The Mill knows all about issuing ultimatums. There was this one time that it was unhappy that all its arduous work wasn't allowing for enough Mill Time, so it strode into The Man's office, poured itself a glass of scotch and laid out its demands. The Man had a confused look on his face, partly because he didn't know who was standing before him and partly because he wasn't used to being told what to do. "I should fire you, Mr Mill," The Man said. "But I like your gumption. Tell you what. Here's what I'm going to do. I'm going to give you half a day off on the third Sunday of every month, assuming the year ends in a two, it's raining and an Adele song is at No1 in the charts. Now get out of my office!" Victory!
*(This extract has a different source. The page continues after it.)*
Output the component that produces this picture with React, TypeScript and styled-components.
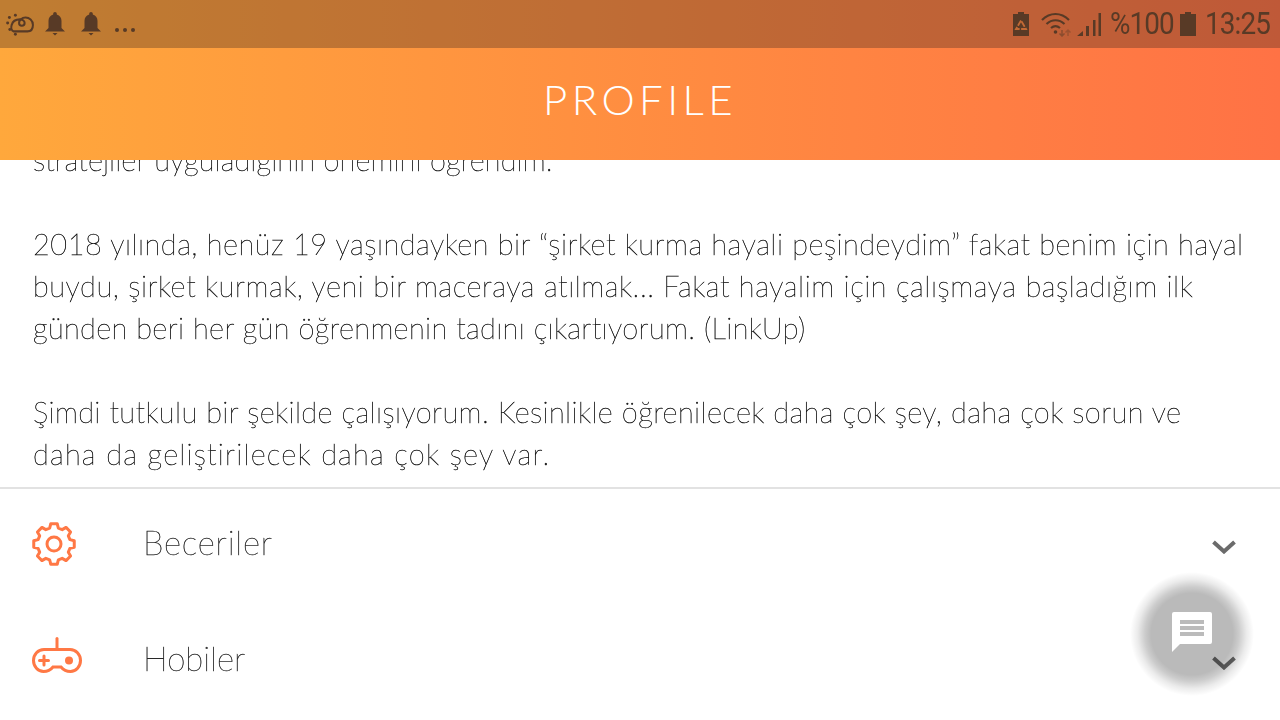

So The Mill understands where Scott Sinclair is coming from. The winger has told Manchester City that either Roberto Mancini goes or he goes.
Presumably City's board listened to his complaints and contemplated what he had to say, before one board member turned round and said: "Sorry, who are you? Scott, is it?" Now, City may well sack Mancini, mainly for sticking Joleon Lescott up front the other day, but if they do it won't be because Scott Sinclair told them to, so he'll have to make do with a move to one of Aston Villa, Everton or West Brom, who are all interested in him.
The Mill had access to José Mourinho's teamtalk after Real Madrid's thrashing by Borussia Dortmund and here's how it went: "Well goodbye, we obviously have nothing in common. I'm a genius, you're effing wankers, you'll never see me again. You don't deserve to see me again." And with that he flounced out of the door and into the waiting arms of Roman Abramovich. That's right, Mourinho's going back to Chelsea. Heard that one before? Well wait until you hear this one – they're going to sign Radamel Falcao from Atlético Madrid too!
Falcao's arrival would be bad news for Fernando Torres, even if he reckons that it wouldn't spell the end of his Chelsea career. Sure, sure.
It's nice to have dreams. But if Torres does wake up and smell a hot caffeine-based drink, then there's always Fiorentina. They reckon they're going to need a new striker in the summer once Stevan Jovetic does one.
He's a target for Arsenal and Man City. So he's a target for City.
Not to fear, Arsenal fans. Arsène Wenger has decided he needs a new goalkeeper but thinks Asmir Begovic and Simon Mignolet are too expensive at £15m each. He could be right, so instead Arsenal have turned their attention to Hamburg's René Adler, who was excellent in Bridget Jones's Diary. Arsenal are also preparing a double swoop for the Juventus strikers Fabio Quagliarella and Alessandro Matri.
Neymar. £50m. Barcelona.
Fulham want to give the Roma goalkeeper Maarten Stekelenburg and the Aston Villa right-back Matthew Lowton the honour of being glared at by Dimitar Berbatov every week for the crime of not being as good as him.
And finally, the race for the Basel defender Aleksandar Dragovic is hotting up, which can only mean he's been released into the woods, while Arsenal, Liverpool, Newcastle, Sunderland and West Ham have each been given giant nets and told to capture him. Winner takes all.